My wife, Tina, and I live just a stone's throw from Yavapai Community College, where a beautiful vineyard stretches along the hillside. On our morning walks, we pass the wine-tasting center, catching a whiff of Arizona wines escaping through its open doors. As summer turns, we watch the grapes ripen, shifting from green to purple under the early morning light. The vineyard breathes and grows with the season, its vines stretching toward the sun, roots gripping the dry Arizona soil.

When harvest time arrives, volunteers gather in the rows, their laughter and chatter rising with the sound of pruning shears snipping through the heavy vines. The ripe grapes burst easily between fingers, leaving a sticky, sweet residue that draws bees and tiny ants from the earth below. Buckets fill quickly. Soon, these grapes will be carted away, crushed, and transformed into wine—bottled proof of another season passed.

This year, Tina and I decided to volunteer at the college vineyard for the first time, picking grapes on a pleasant Saturday morning. We wore long sleeves and pants to fend off the bees that buzzed greedily around the clusters. Our neighbor, who was coordinating the event, stood behind a folding table, her face lit by the rising sun. She handed out gloves and pruning shears, instructing us on how to cut the grape bunches from the vine and drop them into the buckets. She pointed us toward a row heavy with dark grapes.
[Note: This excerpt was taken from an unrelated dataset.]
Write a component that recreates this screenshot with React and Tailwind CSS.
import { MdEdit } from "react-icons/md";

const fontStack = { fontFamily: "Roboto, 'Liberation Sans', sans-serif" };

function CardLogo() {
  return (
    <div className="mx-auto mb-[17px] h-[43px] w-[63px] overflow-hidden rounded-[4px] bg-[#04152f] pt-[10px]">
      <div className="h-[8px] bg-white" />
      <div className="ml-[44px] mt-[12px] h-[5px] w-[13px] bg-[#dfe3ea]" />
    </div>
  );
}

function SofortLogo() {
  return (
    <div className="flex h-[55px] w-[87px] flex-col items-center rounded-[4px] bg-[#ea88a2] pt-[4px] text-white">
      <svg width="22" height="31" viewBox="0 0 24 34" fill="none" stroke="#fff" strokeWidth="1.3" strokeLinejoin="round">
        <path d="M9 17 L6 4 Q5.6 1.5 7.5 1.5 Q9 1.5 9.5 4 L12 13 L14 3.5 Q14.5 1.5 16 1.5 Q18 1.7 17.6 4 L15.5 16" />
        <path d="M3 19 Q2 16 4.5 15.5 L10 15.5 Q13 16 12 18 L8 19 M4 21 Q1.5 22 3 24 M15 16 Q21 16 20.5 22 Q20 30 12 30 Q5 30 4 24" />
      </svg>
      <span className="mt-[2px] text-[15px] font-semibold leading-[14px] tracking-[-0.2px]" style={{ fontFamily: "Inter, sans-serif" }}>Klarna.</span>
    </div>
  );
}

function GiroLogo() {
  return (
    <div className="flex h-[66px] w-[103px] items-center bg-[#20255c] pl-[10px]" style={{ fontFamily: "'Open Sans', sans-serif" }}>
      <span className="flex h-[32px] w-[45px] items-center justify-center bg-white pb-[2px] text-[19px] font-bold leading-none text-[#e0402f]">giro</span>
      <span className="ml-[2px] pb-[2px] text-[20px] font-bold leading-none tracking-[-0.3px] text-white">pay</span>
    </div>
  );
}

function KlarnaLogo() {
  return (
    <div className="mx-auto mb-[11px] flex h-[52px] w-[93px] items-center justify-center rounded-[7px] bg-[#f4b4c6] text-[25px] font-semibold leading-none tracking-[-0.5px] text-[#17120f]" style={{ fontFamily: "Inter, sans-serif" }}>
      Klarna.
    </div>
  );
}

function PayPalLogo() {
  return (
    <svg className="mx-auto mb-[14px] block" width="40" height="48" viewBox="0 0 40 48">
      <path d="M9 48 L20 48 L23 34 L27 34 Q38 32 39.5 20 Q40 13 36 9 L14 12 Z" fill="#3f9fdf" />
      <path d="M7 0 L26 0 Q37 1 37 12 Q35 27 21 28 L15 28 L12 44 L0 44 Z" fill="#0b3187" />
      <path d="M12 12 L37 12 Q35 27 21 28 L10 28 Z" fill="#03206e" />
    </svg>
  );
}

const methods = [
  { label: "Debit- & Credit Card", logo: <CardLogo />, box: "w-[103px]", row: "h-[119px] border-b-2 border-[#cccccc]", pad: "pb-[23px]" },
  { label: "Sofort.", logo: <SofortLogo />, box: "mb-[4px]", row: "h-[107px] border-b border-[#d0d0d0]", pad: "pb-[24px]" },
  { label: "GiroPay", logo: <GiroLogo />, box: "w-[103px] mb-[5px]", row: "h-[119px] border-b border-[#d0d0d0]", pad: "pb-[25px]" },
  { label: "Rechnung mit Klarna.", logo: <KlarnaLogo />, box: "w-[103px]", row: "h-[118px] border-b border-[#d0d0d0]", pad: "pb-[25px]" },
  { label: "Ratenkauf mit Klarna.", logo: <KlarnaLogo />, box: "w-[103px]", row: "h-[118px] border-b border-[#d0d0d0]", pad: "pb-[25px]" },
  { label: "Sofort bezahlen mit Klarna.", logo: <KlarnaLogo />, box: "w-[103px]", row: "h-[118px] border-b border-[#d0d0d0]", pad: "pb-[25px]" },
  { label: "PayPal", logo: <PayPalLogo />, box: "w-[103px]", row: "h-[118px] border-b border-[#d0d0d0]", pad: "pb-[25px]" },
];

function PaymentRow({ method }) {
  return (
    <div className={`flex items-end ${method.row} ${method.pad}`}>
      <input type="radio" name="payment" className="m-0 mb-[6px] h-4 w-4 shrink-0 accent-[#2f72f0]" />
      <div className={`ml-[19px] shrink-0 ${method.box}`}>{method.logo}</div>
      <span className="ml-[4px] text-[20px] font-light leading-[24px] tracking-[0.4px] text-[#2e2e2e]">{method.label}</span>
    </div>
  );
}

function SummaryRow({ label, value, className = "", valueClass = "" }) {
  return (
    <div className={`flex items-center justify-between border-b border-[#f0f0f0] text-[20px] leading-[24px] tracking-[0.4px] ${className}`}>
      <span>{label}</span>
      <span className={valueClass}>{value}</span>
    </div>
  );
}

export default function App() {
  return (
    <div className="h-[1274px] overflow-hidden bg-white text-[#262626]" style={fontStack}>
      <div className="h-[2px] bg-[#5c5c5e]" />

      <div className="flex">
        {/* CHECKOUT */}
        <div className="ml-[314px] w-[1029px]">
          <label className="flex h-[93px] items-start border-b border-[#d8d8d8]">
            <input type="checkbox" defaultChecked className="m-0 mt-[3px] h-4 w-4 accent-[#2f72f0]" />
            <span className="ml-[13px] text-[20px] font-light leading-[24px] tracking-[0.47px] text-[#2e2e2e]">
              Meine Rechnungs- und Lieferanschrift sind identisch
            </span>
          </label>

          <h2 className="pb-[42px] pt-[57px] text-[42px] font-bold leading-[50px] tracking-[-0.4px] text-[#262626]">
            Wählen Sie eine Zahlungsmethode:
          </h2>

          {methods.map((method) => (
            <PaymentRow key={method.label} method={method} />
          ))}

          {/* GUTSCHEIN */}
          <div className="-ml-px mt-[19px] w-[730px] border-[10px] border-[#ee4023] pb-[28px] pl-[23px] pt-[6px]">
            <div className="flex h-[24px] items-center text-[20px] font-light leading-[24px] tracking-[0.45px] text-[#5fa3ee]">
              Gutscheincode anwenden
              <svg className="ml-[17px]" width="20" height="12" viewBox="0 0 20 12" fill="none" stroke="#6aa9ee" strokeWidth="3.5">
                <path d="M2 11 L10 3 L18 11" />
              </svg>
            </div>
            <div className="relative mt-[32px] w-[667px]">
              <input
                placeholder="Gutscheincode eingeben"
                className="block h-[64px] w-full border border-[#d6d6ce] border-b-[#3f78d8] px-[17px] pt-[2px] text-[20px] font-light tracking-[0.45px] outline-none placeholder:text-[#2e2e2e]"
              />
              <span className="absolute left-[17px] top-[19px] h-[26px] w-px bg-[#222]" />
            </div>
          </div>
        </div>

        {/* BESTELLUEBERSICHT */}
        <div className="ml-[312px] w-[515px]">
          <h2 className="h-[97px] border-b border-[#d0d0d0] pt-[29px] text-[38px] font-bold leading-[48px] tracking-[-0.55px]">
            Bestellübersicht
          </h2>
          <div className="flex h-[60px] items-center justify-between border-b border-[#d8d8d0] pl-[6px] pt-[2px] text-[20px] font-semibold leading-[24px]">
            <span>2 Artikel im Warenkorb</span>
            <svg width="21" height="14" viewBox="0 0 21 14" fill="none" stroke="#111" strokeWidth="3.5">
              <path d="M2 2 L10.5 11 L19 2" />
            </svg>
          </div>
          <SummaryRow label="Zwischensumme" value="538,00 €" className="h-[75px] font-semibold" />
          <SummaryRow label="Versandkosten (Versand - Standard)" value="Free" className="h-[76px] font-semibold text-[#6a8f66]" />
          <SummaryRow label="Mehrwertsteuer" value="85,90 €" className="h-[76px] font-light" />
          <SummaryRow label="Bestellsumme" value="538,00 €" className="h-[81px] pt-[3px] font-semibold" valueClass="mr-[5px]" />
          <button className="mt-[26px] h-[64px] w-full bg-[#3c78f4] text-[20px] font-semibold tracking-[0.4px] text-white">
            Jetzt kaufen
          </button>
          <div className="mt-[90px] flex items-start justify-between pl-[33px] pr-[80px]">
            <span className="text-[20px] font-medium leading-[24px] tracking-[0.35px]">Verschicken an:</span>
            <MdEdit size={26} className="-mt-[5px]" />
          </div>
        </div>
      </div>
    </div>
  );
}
"Good luck!" she called as we walked off, buckets swinging in our hands.

We found our spot and exchanged quick hellos with our fellow pickers. Most were older, moving slowly but steadily down the rows, their movements steady as if they had done this for years. Tina and I crouched among the vines, and I fell into the rhythm—the snip of the shears, and the plunk of grapes into the bucket.

An older man, tall and lean, worked near us, his hands moving deftly with the shears. He glanced up. "I catch a bit of an accent," he said, tilting his head slightly. "Where are you from?"

"Yugoslavia," I replied, watching his face.

His smile faded just a little. "I was there in the '90s. Military." His shears kept moving, but his expression tightened. "Right around the time, things started falling apart."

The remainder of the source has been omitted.